Did The Former Soviet Union Experience What Awaits Europe?

I have come across another book that I recommend you get and read. It is Alex Krainer’s, Grand Deception: The Browder Hoax. I was floored by the information he presented in the chapter, The Enterprise. Krainer’s exposition of what happened to Russians in the wake of the collapse of the Soviet Union–the mass rape of a country by economic elites in the United States and Europe. Once you comprehend what the Russian people endured in terms of economic privation and the economic miracle that unfolded under the leadership of Vladimir Putin, you will appreciate that Putin is not a heartless thug clinging to power by using fear, intimidation and coercion. The horror described by Krainer is on par with the Holomodor experienced by Ukrainians at the hand of Stalin in the 1930s–an estimated 4 million Ukrainians starved to death because of Stalin’s policy while “Russia sustained between five and six million “surplus deaths” – deaths that couldn’t be explained by previous population trends.”

The economic collapse and the ensuing hunger and unemployment explains why people like my friend, Andrei Martyanov, emigrated from Russia and became citizens of the United States and Canada. We are not talking about something that happened 100 years ago. This transpired between 1992 and 1999. Russia became a true shit hole.

As I read Mr. Krainer’s excellent work, I began to wonder if the hell that the Russian people experienced is what awaits the people of Europe as their economies grind to a halt. Ditto for the United States. Here is the relevant portion of Krainer’s book that describes Russia’s fall into the abyss of hyperinflation and mass unemployment:

“The transition program engineered by the American deep state and its Wall Street patrons was nothing short of catastrophic for Russia. The perfect storm of sudden price liberalization, drastic curtailment of government spending and bank credit, and opening of domestic markets to unrestricted foreign competition produced a toxic brew that devastated Russian economy, destroyed its currency, and plunged much of the population into poverty and hunger.
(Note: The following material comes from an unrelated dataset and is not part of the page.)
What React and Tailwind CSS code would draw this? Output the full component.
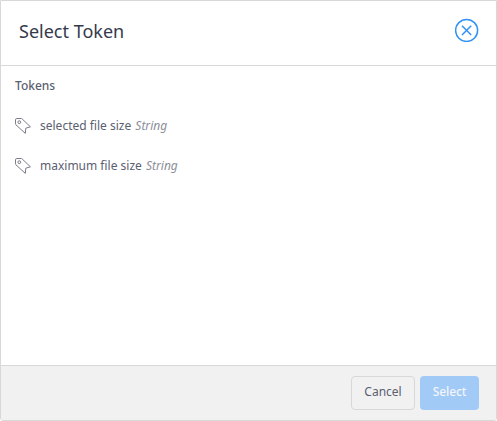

After 1992, Russian middle class saw their savings evaporate and their real wages halve – if they were fortunate enough to receive them at all.[109] Economic reforms rapidly destroyed the nation’s agricultural production and store shelves went almost empty. In 1992 the average Russian consumed 40% less than in 1991.[110] By 1998 some 80% of Russian farms went bankrupt and the nation that was one of the world’s leading food producers suddenly became dependent on foreign aid. About 70,000 factories shut down and Russia produced 88% fewer tractors, 77% fewer washing machines, 77% less cotton fabric, 78% fewer TV-sets and so forth.[111] In all, during the transition years, the nation’s Gross Domestic Product fell by 50%, which was even worse than during the World War II German occupation.[112]

A huge segment of the population became destitute. In 1989 two million Russians lived in poverty (on $4/day or less). By the mid-1990s, that number soared to 74 million according to World Bank figures. In 1996, fully one in four Russians was living in conditions described as “desperate” poverty.[113] Alcoholism soared and suicide rates doubled making suicide the leading cause of death from external causes. Violent crime also doubled in the early 1990s and during the first six years of reforms, nearly 170 thousand people were murdered.

An acute health crisis emerged, resulting in epidemics of curable diseases like measles and diphtheria. Rates of cancer, heart disease and tuberculosis also soared to become the highest for any industrialized country in the world. [114] Life expectancy for males plummeted to 57 years. At the same time abortions skyrocketed and birth rates collapsed: in Moscow they were as low as 8.2 per 1000.[115] In all, Russia’s death rates increased by 60% to a level only experienced by countries at war.[116] Western and Russian demographers agreed that from 1992 to 2000, Russia sustained between five and six million “surplus deaths” – deaths that couldn’t be explained by previous population trends.[117] That corresponds to between 3.4% and 4% of the total population of Russia. To put that number into perspective, consider that during the course of World War II, the United Kingdom lost 0.94% of its population, France lost 1.35%, China lost 1.89% and the U.S. lost 0.32%.[118] Aleksandr Rutskoy was in fact not exaggerating when he called the reforms program an “economic genocide.”

Grand Deception: The Browder Hoax, by Alex Krainer
https://books.apple.com/us/book/grand-deception-the-browder-hoax/id1436761423

Krainer’s account of Russia’s collapse is followed by an equally compelling chronicle of Russia’s ascent from the ashes and economic rebirth thanks to the policies enacted by Vladimir Putin. This is objective fact. It is not Russian propaganda. Western elites would do themselves a favor and read Alex Krainer’s detailed explanation of what the Russian people have experienced during the last 30 years. Those who refuse to learn the lessons of history are destined to repeat them.